Spot ETFs and Futures ETFs offer different pathways to crypto exposure. Spot ETFs hold the asset directly (e.g., BTC), whereas Futures ETFs obtain exposure via derivatives that must be rolled. The difference affects tracking accuracy, cost structure, behavior during volatility, and suitability for various investor profiles. This long-form comparison explains mechanics, risks, and practical selection frameworks.
For Spot ETF mechanics, read How Does a Spot ETF Work?. For fee modeling and liquidity context, see Comparing Fees of All Major Spot Bitcoin ETFs and Spot ETF Impact on Market Liquidity.
Core Exposure Mechanics
- Spot ETF: Holds BTC via custodian; tracks spot price with minimal layers.
- Futures ETF: Holds futures contracts; exposure depends on contract pricing and roll strategy.
Tracking Quality
- Spot ETF: Generally tight tracking; small premium/discount deviations handled via AP creation/redemption.
- Futures ETF: Tracking depends on futures basis and roll; can deviate notably from spot over time.
Cost Structure
- Spot ETF: Expense ratio + spreads; acquisition costs in cash creations; generally straightforward.
- Futures ETF: Expense ratio + roll costs + derivatives spreads and potential contango/backwardation effects. In contango (futures > spot), roll costs drag returns; in backwardation (futures < spot), rolls can benefit holders.
Behavior in Volatile Regimes
- Spot ETF: Reflects spot moves directly; spreads widen modestly during stress.
- Futures ETF: Derivatives markets may react differently; liquidations, margin dynamics, and position limits introduce complexity.
Operational Risks
- Spot ETF: Custody and settlement discipline; see How Spot Bitcoin ETFs Hold Real BTC.
- Futures ETF: Reliance on derivatives venue stability, roll execution, and collateral management.
Use Cases
- Buy-and-Hold Exposure: Spot ETF fits investors seeking simplicity and tighter tracking.
- Tactical Derivatives Strategies: Futures ETF may suit short-term positioning or specific overlays under professional management.
Tax and Reporting Consult official guidance; tax treatment can differ between spot-based and futures-based products.

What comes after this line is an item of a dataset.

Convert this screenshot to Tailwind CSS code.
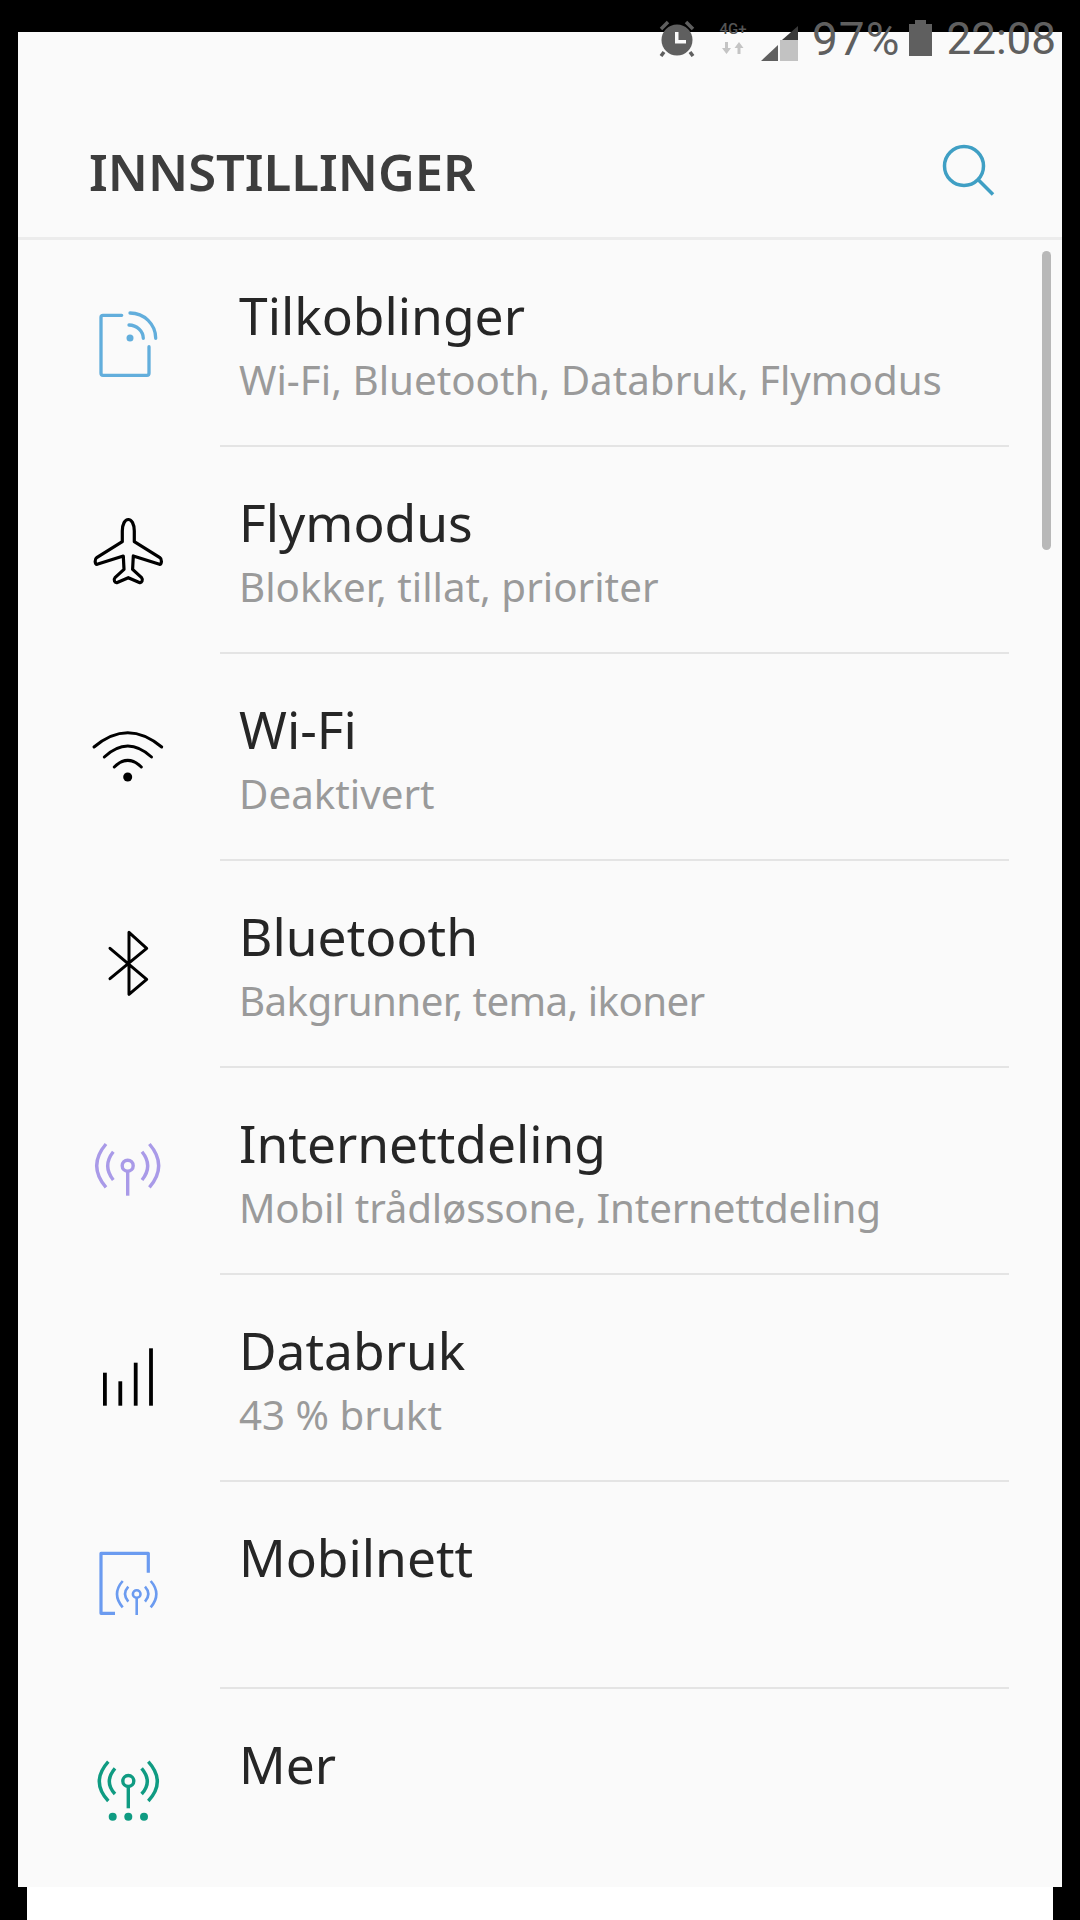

Review Tax Implications of Spot ETFs (U.S. Overview).
Liquidity Considerations
- Spot ETF: Market-maker competition, AP discipline, and deepening turnover.

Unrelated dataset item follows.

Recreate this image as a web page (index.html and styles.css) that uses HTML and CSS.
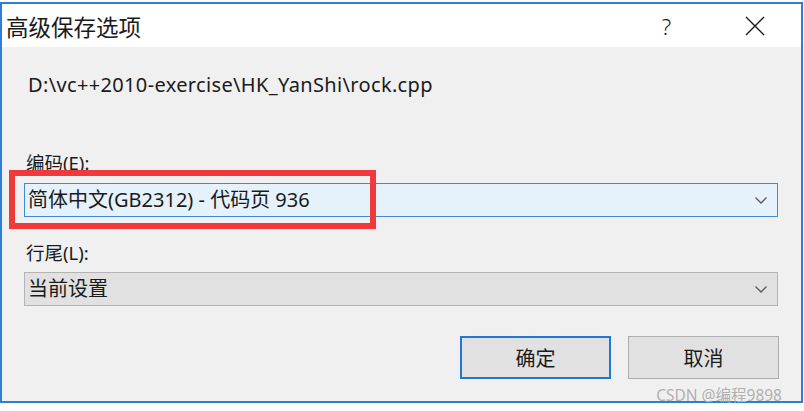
FILE: index.html
```html
<!DOCTYPE html>
<html lang="zh-CN">
<head>
<meta charset="utf-8">
<title>高级保存选项</title>
<link rel="stylesheet" href="styles.css">
</head>
<body>
<div class="window">
  <div class="titlebar">
    <span class="title">高级保存选项</span>
    <span class="help">?</span>
    <svg class="close" width="22" height="22" viewBox="0 0 22 22"><path d="M2 2 L20 20 M20 2 L2 20" stroke="#1a1a1a" stroke-width="1.4" fill="none"/></svg>
  </div>
  <div class="content">
    <div class="path">D:\vc++2010-exercise\HK_YanShi\rock.cpp</div>
    <div class="label label-enc">编码(E):</div>
    <div class="combo combo-active">
      <span class="combo-text">简体中文(GB2312) - 代码页 936</span>
      <svg class="chev" width="12" height="7" viewBox="0 0 12 7"><path d="M0.5 0.5 L6 6 L11.5 0.5" stroke="#5a5a5a" stroke-width="1.3" fill="none"/></svg>
    </div>
    <div class="label label-eol">行尾(L):</div>
    <div class="combo combo-normal">
      <span class="combo-text">当前设置</span>
      <svg class="chev" width="12" height="7" viewBox="0 0 12 7"><path d="M0.5 0.5 L6 6 L11.5 0.5" stroke="#5a5a5a" stroke-width="1.3" fill="none"/></svg>
    </div>
    <div class="buttons">
      <div class="btn btn-default">确定</div>
      <div class="btn">取消</div>
    </div>
    <div class="highlight"></div>
  </div>
</div>
<div class="watermark">CSDN @编程9898</div>
</body>
</html>
```

FILE: styles.css
```css
* { box-sizing: border-box; }
html, body { margin: 0; padding: 0; }
body {
  width: 804px;
  height: 411px;
  background: #ffffff;
  font-family: "Noto Sans", "Noto Sans CJK SC", sans-serif;
  color: #1a1a1a;
  position: relative;
  overflow: hidden;
}
.window {
  margin-top: 2px;
  width: 803px;
  height: 401px;
  border: 2px solid #2b7fd6;
  display: flex;
  flex-direction: column;
}
.titlebar {
  height: 43px;
  background: #ffffff;
  display: flex;
  align-items: center;
  padding-left: 4px;
}
.title {
  font-family: "Noto Sans CJK SC", sans-serif;
  font-size: 22.5px;
  line-height: 26px;
  color: #1a1a1a;
  flex: 1;
}
.help {
  font-family: "Noto Sans", sans-serif;
  font-weight: 300;
  font-size: 22px;
  line-height: 26px;
  margin-right: 73px;
}
.close { margin-right: 35px; }
.content {
  flex: 1;
  background: #f0f0f0;
  padding: 26px 22px 0 22px;
  display: flex;
  flex-direction: column;
  position: relative;
}
.path {
  font-size: 20px;
  line-height: 24px;
  letter-spacing: 0.35px;
  padding-left: 4px;
}
.label {
  font-family: "Noto Sans", "Noto Sans CJK SC", sans-serif;
  font-size: 18.5px;
  line-height: 22px;
  padding-left: 2px;
  color: #1a1a1a;
}
.label-enc { margin-top: 55px; }
.label-eol { margin-top: 25px; }
.combo {
  height: 34px;
  display: flex;
  align-items: center;
  justify-content: space-between;
  padding: 0 10px 0 3px;
  margin-top: 9px;
  margin-right: 1px;
}
.combo-active {
  background: #e5f1fb;
  border: 1px solid #3c8ad8;
}
.combo-normal {
  background: #e1e1e1;
  border: 1px solid #b4b4b4;
  margin-top: 8px;
}
.combo-text {
  font-family: "Noto Sans", "Noto Sans CJK SC", sans-serif;
  font-size: 20px;
  line-height: 24px;
  color: #1a1a1a;
}
.buttons {
  display: flex;
  justify-content: flex-end;
  gap: 17px;
  margin-top: 30px;
}
.btn {
  width: 151px;
  height: 43px;
  background: #e1e1e1;
  border: 1px solid #adadad;
  display: flex;
  align-items: center;
  justify-content: center;
  font-family: "Noto Sans CJK SC", sans-serif;
  font-size: 20px;
  color: #1a1a1a;
}
.btn-default {
  border: 2px solid #1f78d1;
}
.highlight {
  position: absolute;
  left: 7px;
  top: 123px;
  width: 367px;
  height: 59px;
  border: 6px solid #f0393b;
}
.watermark {
  position: absolute;
  right: 22px;
  top: 385px;
  font-family: "Noto Sans", "Noto Sans CJK SC", sans-serif;
  font-size: 15.5px;
  line-height: 20px;
  color: #b0b0b0;
}
```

- Futures ETF: Liquidity at the derivatives venue; execution costs tied to contract markets.
Decision Framework Score 1–5 for:
- Tracking Importance
- Cost Sensitivity (including roll)
- Operational Simplicity Preference
- Volatility Tolerance in Derivatives Markets
- Liquidity Fit (broker vs derivatives venue) Higher Spot scores favor Spot ETFs; higher derivatives scores favor Futures ETFs.
Case Studies
- Long-Term Allocator: Chooses Spot ETF to avoid roll drag and basis risks.
- Short-Term Tactical Trader: Uses Futures ETF to implement views with derivatives-specific tools.
Frequently Asked Questions Q: Do futures ETFs always underperform spot? A: Not always. Under backwardation or specific regimes, performance can match or outperform; contango often creates drag.
Q: Are Spot ETFs always simpler? A: Operationally, yes. They add custody guardrails; Futures ETFs add roll and derivatives layers.
Q: Can I combine both? A: Yes—Spot for core exposure; Futures for tactical overlays.
Further Reading
- How Does a Spot ETF Work?
- Comparing Fees of All Major Spot Bitcoin ETFs
- Spot ETF Risks: What Investors Should Know
Bottom Line Choose Spot ETFs for simpler, tighter tracking of crypto exposure. Use Futures ETFs when you need derivatives-specific tactics and accept roll mechanics and basis risks. Align the product with your horizon, cost sensitivity, and operational preferences.